Though the legendary singer’s first album was released in 1956, it took her years to achieve mainstream success. She rose to prominence in large part from the 1967 smash hit “Respect,” a cover of Otis Redding’s song from two years earlier that achieved much greater popularity than the original.

The man who helped her record “Respect” was the producer Jerry Wexler, a one-time journalist and the son of a German Jewish father and Polish Jewish mother from the Bronx, New York.

Wexler persuaded her to leave Columbia Records in 1966, where she had been groomed as a jazz singer, and sign with Atlantic Records, where he was an executive. They would form a close artist-producer bond, and Wexler would go on to produce multiple albums of hers. It was his idea to have Franklin cover “Respect.”

“He provided the vehicle to allow me to perform and express myself,” Franklin told The Wall Street Journal following Wexler’s death in 2008.

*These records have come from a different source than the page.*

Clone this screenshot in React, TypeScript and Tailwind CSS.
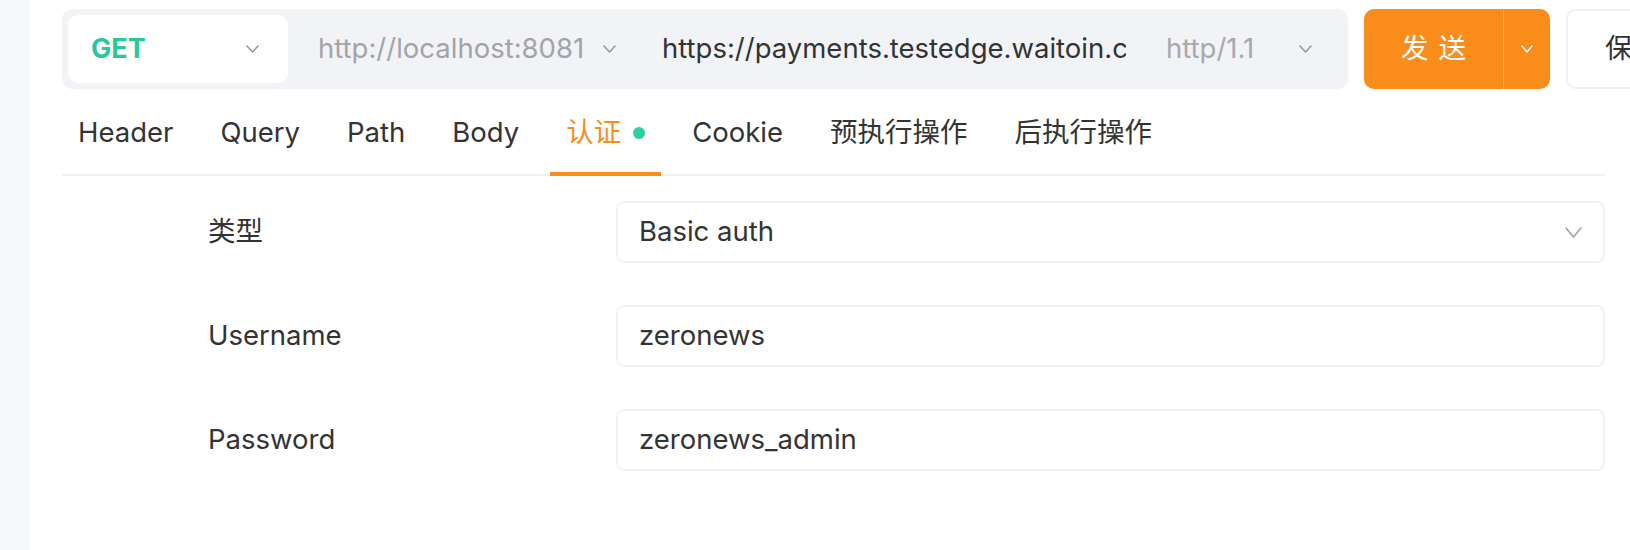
import { Fragment } from 'react';

const font = { fontFamily: 'Inter, "Noto Sans CJK SC", sans-serif' };

function Chevron({ color = '#9a9a9a', w = 13, h = 8 }: { color?: string; w?: number; h?: number }) {
  return (
    <svg width={w} height={h} viewBox={`0 0 ${w} ${h}`} className="flex-none">
      <polyline
        points={`1,1 ${w / 2},${h - 1} ${w - 1},1`}
        fill="none"
        stroke={color}
        strokeWidth="1.6"
        strokeLinecap="round"
        strokeLinejoin="round"
      />
    </svg>
  );
}

export default function App() {
  const tabs = ['Header', 'Query', 'Path', 'Body', '认证', 'Cookie', '预执行操作', '后执行操作'];

  const fields = [
    { label: '类型', value: 'Basic auth', select: true },
    { label: 'Username', value: 'zeronews', select: false },
    { label: 'Password', value: 'zeronews_admin', select: false },
  ];

  return (
    <div className="flex w-full h-[550px] overflow-hidden bg-white" style={font}>
      {/* left rail */}
      <div className="w-[30px] flex-none bg-[#f7f8fa]" />

      <div className="flex-1 min-w-0 pl-[32px] pt-[9px] pr-[25px]">
        {/* request bar */}
        <div className="flex items-center gap-[16px] w-[1700px]">
          <div className="flex items-center w-[1286px] h-[80px] p-[6px] rounded-[10px] bg-[#f2f3f7] flex-none">
            <div className="flex items-center justify-between w-[220px] h-[68px] pl-[23px] pr-[29px] rounded-[10px] bg-white flex-none">
              <span className="text-[27px] font-bold text-[#27c99c]">GET</span>
              <Chevron />
            </div>
            <span className="ml-[30px] w-[267px] flex-none text-[27.5px] text-[#a3a3a8] whitespace-nowrap">http://localhost:8081</span>
            <span className="ml-[18px]"><Chevron /></span>
            <div className="ml-[46px] w-[464px] flex-none overflow-hidden whitespace-nowrap text-[27.5px] text-[#333]">
              https://payments.testedge.waitoin.com/api/v1/auth
            </div>
            <span className="ml-[40px] w-[92px] flex-none text-[27.5px] text-[#a8a8ad] whitespace-nowrap">http/1.1</span>
            <span className="ml-[41px]"><Chevron /></span>
          </div>

          <div className="flex h-[80px] rounded-[10px] bg-[#f98c1a] overflow-hidden flex-none">
            <button className="flex items-center justify-center gap-[10px] w-[139px] text-[27.5px] text-white">
              <span>发</span>
              <span>送</span>
            </button>
            <div className="w-[1px] bg-[#fbae5c]" />
            <button className="flex items-center justify-center w-[46px]">
              <Chevron color="#ffffff" w={12} h={8} />
            </button>
          </div>

          <button className="h-[80px] px-[37px] rounded-[10px] border-2 border-[#f0f0f2] bg-white text-[27.5px] text-[#333] flex-none">
            保存
          </button>
        </div>

        {/* tabs */}
        <div className="flex gap-[15px] h-[87px] pt-[2px] border-b-2 border-[#f0f0f0]">
          {tabs.map((tab) => {
            const active = tab === '认证';
            return (
              <div key={tab} className="relative flex items-center px-[16px] h-full">
                <span className={`text-[27.5px] whitespace-nowrap ${active ? 'text-[#f98c1a]' : 'text-[#333]'}`}>{tab}</span>
                {active && (
                  <Fragment>
                    <span className="ml-[12px] w-[12px] h-[12px] rounded-full bg-[#2ccf9f]" />
                    <span className="absolute left-0 right-0 bottom-[-2px] h-[4px] bg-[#f98c1a]" />
                  </Fragment>
                )}
              </div>
            );
          })}
        </div>

        {/* auth form */}
        <div className="flex flex-col gap-[42px] mt-[25px]">
          {fields.map((f) => (
            <div key={f.label} className="flex items-center h-[62px]">
              <div className="w-[554px] pl-[146px] text-[27.5px] text-[#333] flex-none">{f.label}</div>
              <div className="flex items-center justify-between flex-1 h-full pl-[21px] pr-[21px] rounded-[8px] border-2 border-[#f2f2f3] bg-white">
                <span className="text-[27.5px] text-[#333]">{f.value}</span>
                {f.select && <Chevron color="#a5a5a5" w={17} h={11} />}
              </div>
            </div>
          ))}
        </div>
      </div>
    </div>
  );
}
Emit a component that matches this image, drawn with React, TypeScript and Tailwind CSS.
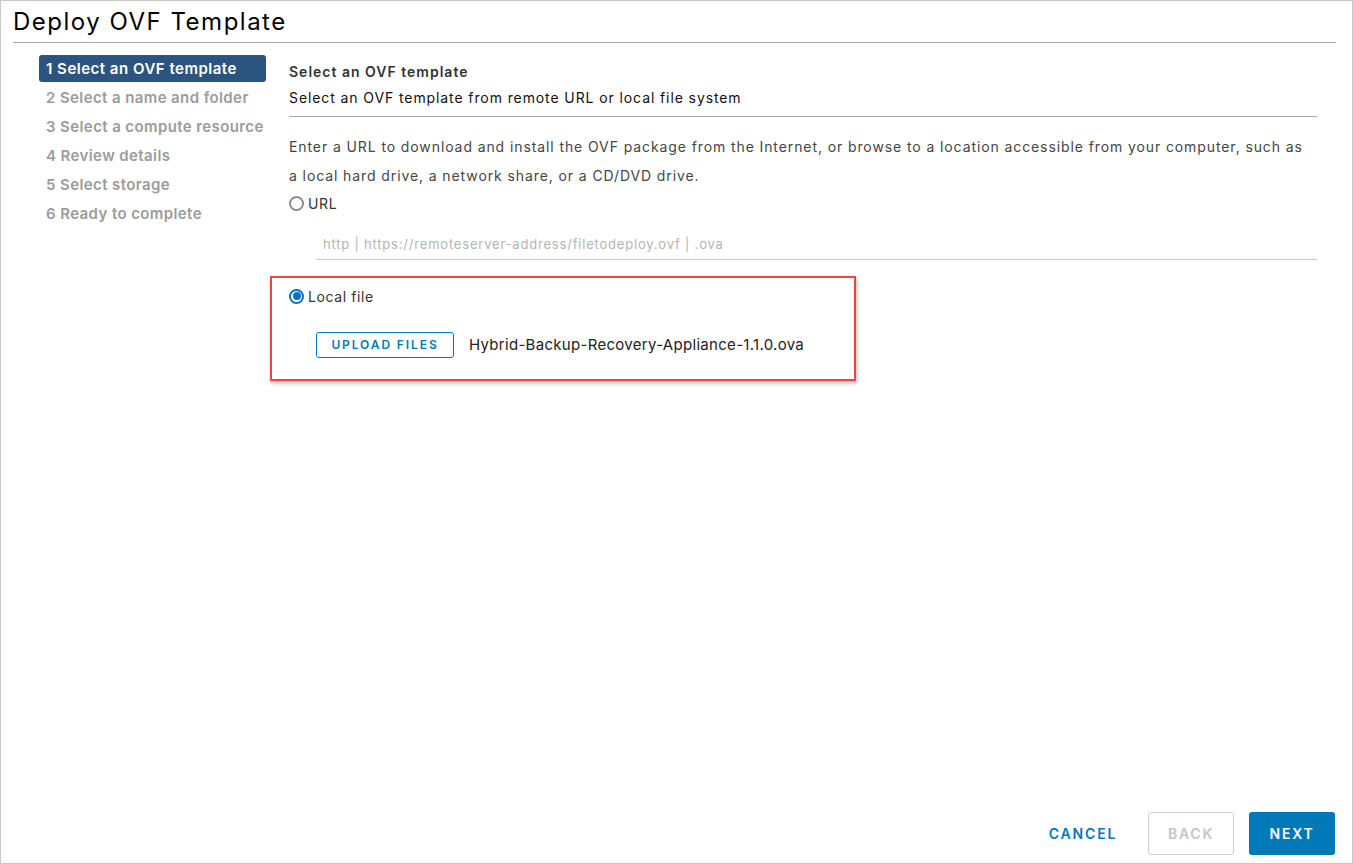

In his autobiography, “Rhythm and the Blues,” written with David Ruiz, Wexler described his vision for Franklin.

“Let her be comfortable. Let her play piano. Let her develop the rhythms, horn riffs, and backing vocals that will open her heart and expose her soul. Let her go, and go she did,” he wrote.

“Respect” had special resonance in the 1960s.

“The call for respect went from a request to a demand,” Wexler wrote. “And then, given the civil rights and feminist fervor that was building in the 1960s, respect — especially as Aretha articulated it with such force — took on new meaning. ‘Respect’ started off as a soul song and wound up a kind of national anthem.”